Some mobile executives liken accelerating growth in the mobile internet to the disruption print newspapers faced from readers’ shift online. That creates opportunities for so-called mobile-first start-ups to potentially unseat the current leaders.
The speed with which apps such as Instagram or Angry Birds attracted tens of millions of users caught many internet companies off guard and highlights how the ground is shifting under the internet leaders’ feet.
“I think we are in 1999 right now in mobile,” Dave Morin, chief executive of Path, a mobile social network that competes with his previous employer, Facebook, says in reference to the original dotcom boom.
Instagram had 50m users when Facebook stunned the industry with a $1bn takeover offer, just weeks before its stock market debut. Since then Instagram has gained another 30m users.
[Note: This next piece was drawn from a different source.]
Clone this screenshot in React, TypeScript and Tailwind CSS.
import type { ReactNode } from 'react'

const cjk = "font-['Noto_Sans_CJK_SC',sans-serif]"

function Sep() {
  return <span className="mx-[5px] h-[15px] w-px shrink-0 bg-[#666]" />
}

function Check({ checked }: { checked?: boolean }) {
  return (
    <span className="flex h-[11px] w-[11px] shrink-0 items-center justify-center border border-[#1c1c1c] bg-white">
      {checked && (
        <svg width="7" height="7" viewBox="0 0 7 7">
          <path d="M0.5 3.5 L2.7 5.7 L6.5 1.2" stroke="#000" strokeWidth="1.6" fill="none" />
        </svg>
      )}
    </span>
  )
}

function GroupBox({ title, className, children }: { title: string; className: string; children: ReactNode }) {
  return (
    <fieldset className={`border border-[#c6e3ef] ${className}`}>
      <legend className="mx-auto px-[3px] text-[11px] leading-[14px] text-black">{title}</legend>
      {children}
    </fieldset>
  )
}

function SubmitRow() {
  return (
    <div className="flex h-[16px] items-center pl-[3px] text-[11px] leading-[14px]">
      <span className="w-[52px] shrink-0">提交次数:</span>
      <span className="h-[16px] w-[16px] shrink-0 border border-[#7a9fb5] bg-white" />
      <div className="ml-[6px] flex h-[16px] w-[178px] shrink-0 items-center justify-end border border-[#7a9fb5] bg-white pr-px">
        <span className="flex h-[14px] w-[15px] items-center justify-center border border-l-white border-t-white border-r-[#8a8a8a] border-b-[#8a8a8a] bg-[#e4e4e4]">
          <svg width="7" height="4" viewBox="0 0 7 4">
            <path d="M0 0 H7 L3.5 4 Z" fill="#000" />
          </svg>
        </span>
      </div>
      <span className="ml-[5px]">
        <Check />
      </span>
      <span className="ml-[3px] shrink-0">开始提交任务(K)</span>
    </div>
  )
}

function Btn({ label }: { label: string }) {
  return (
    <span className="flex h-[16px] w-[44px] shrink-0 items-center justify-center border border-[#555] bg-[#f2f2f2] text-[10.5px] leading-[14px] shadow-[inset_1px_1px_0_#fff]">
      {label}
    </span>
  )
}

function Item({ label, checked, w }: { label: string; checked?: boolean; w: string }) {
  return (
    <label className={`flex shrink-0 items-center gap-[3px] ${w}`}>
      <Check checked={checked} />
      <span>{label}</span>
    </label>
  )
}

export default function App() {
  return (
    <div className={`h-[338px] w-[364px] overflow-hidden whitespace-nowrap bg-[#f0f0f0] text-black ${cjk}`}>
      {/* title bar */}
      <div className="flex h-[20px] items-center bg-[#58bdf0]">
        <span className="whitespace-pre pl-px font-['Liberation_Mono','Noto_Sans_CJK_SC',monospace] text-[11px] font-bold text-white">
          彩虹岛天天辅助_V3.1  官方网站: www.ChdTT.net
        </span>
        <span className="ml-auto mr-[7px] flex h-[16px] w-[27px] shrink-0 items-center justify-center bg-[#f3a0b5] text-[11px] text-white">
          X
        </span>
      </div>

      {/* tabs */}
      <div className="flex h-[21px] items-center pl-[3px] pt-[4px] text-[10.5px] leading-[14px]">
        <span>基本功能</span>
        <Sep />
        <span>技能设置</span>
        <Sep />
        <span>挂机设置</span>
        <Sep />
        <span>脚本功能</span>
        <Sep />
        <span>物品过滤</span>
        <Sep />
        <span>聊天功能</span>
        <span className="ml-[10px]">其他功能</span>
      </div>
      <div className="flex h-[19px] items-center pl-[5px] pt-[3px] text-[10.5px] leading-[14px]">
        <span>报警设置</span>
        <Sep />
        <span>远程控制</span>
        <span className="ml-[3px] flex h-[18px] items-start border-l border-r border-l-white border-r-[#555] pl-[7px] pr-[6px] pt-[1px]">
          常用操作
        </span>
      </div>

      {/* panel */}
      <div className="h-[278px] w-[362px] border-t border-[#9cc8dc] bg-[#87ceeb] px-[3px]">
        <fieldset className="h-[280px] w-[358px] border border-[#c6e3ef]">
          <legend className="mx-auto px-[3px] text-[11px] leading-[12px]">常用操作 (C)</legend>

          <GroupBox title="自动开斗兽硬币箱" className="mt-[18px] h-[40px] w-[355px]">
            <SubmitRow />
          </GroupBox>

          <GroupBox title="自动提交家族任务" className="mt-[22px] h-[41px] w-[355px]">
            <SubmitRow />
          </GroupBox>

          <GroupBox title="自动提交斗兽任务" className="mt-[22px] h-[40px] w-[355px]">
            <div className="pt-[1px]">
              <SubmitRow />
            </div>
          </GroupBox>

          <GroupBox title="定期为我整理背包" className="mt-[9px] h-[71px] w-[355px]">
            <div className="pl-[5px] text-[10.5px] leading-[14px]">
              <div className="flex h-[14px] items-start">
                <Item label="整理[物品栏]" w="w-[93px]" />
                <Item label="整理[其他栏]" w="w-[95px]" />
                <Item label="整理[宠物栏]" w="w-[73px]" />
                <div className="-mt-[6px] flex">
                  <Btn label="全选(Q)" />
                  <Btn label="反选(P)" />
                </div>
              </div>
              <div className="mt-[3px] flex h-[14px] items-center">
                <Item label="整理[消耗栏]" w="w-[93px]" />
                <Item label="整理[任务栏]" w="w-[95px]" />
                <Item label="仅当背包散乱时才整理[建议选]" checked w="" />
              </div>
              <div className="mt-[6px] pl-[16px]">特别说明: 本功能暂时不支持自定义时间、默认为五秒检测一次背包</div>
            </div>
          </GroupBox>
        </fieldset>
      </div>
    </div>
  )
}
Games developer Rovio, which claims a billion downloads for its original Angry Birds game, had 100m downloads for its latest sequel after just three months – figures rarely attained in traditional PC or console gaming.
Dozens of app-centric start-ups have appeared in their wake to try to capture the virgin territory of mobile before larger, slower companies can learn or buy the specialist expertise required for smartphone mastery.
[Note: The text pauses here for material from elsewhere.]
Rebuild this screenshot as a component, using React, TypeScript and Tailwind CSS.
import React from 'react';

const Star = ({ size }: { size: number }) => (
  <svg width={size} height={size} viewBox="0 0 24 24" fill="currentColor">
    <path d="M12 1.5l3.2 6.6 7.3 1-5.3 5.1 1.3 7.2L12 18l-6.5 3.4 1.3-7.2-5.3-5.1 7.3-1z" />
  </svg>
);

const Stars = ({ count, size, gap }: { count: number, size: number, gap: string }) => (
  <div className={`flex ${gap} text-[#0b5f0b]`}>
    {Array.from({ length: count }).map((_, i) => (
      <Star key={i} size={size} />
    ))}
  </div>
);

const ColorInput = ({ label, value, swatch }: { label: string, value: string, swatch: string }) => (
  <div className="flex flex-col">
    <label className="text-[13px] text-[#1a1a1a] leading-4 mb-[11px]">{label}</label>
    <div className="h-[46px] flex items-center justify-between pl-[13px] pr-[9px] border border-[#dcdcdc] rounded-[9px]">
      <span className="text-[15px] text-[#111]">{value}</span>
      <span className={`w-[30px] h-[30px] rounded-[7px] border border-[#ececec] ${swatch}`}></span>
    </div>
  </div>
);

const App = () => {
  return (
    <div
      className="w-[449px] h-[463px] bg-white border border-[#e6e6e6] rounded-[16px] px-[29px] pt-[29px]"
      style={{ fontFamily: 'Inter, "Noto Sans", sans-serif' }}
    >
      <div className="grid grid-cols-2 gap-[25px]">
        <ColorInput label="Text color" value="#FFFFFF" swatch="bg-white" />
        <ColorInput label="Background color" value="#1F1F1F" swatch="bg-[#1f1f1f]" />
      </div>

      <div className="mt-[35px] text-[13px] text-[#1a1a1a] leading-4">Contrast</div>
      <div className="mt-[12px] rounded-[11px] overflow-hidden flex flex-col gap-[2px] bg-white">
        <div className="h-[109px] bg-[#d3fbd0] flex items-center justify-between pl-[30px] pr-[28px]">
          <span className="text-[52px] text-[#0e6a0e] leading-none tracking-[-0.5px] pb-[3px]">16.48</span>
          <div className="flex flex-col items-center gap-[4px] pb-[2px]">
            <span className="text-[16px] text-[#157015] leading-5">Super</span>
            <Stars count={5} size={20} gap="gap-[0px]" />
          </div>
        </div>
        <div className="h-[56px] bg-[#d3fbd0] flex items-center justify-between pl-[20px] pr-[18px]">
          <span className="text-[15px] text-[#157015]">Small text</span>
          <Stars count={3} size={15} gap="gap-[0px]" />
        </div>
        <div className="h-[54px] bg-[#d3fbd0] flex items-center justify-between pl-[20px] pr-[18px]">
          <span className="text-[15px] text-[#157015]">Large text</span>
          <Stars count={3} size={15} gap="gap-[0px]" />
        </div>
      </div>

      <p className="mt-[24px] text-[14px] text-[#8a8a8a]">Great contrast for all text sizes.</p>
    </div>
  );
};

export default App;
Companies such as Path and Flipboard argue that they provide a superior user experience to other social networks or magazine apps, with a focus on speed and simplicity that is tough for a regular website, overflowing with features, to cram into the small screen.
As their users flock to mobile, the existing powers of the internet are being forced into strategic shifts that run much deeper than simply remaking their services for smaller screens or working out how to adapt existing advertising models to a new medium.
Fearing that it would lose direct access to its users, Google has already made a successful move into mobile software with its Android platform. Now, seeking to emulate Apple’s enviable profit margins and its ability to control all aspects of its customers’ mobile experiences, Microsoft, Google and Amazon have all moved into the hardware business.
The upstarts argue that the very fact that they were born native into the mobile world gives them an advantage.
“Not having any other options forces you to not treat mobile as a second-class citizen,” says Evan Doll, co-founder of Flipboard, a mobile and tablet newsreader which made its debut on the iPad in 2010. “We’ve seen the same with publishing, going from print to digital. If you are still holding on to print, you’re going to be starving one child at the expense of the other.”
The internet giants still have scale on their side – Facebook’s mobile app, though plagued with poor reviews, has hundreds of millions of regular users and is the most downloaded app on Apple’s app store.
But maintaining their ubiquity is proving much more difficult on mobile than on the traditional web, given the barrage of competition from standalone apps.
The problem is compounded by the fact that for now, no one can secure the same income from advertising on the smaller screen. Jeff Zucker’s famous 2008 quote, as chief executive of NBC, that traditional media’s move online swapped “analogue dollars for digital pennies” may also prove applicable as internet businesses go from web to mobile.
Many in the industry argue that because it is still so early in the rise of the mobile internet, profits today matter much less than securing a sustainable model for the future.
“Mobile is a landgrab at the moment,” says Tom Hulme, design director at Ideo, a design consultancy, and an early-stage tech investor.
Unfortunately for the internet giants, much of the land-grabbing so far has been done by start-ups designing mobile corollaries to desktop web staples.
Yahoo-owned photo-sharing site Flickr’s mobile app, for example, was outsmarted by a legion of phone-friendly apps such as Instagram, which have attracted tens of millions of users in little more than two years.
Yelp, the local reviews site, is challenged by Foursquare, a “mobile-first” app that highlights friends’ one-line tips of local bars, shops and restaurants, with more than 20m users. Instant-messaging services from Yahoo, Microsoft and AOL have been elbowed aside on mobile by chat apps such as WhatsApp Messenger.
The internet groups are stepping up the pace of their response, either through acquisitions or by overhauling their existing services.
Facebook has been racing to remake itself in the image of the mobile internet. Besides the Instagram acquisition, co-founder Mark Zuckerberg now looks at all new services or features first on a mobile device, according to colleagues, and top executives now routinely repeat the company line that Facebook has become a “mobile-first” company.
With its huge global reach, that has meant first tackling the hard task of giving members ways to access the service on many different lower-end feature phones, not just smartphones, Facebook is now bent on deepening the mobile experience of its users, rethinking its services to make them more suited to the medium.
Dick Costolo, Twitter’s chief executive, told the FT last month that he now sees Twitter’s website as an “entry ramp” guiding users to the “core” Twitter mobile app.
More recently, Google made a tacit admission that its iPhone app for Gmail needed improvement when it bought Sparrow, a popular iPhone email client.
But some people question whether such moves will be enough.
“We’ve been working with our companies to underscore that retrofitting a service that was geared to the web to work on mobile devices is just not good enough at all,” says Danny Rimer of Index Ventures. “Mobile is its own computing platform and the service has to be rethought to work natively on the device.”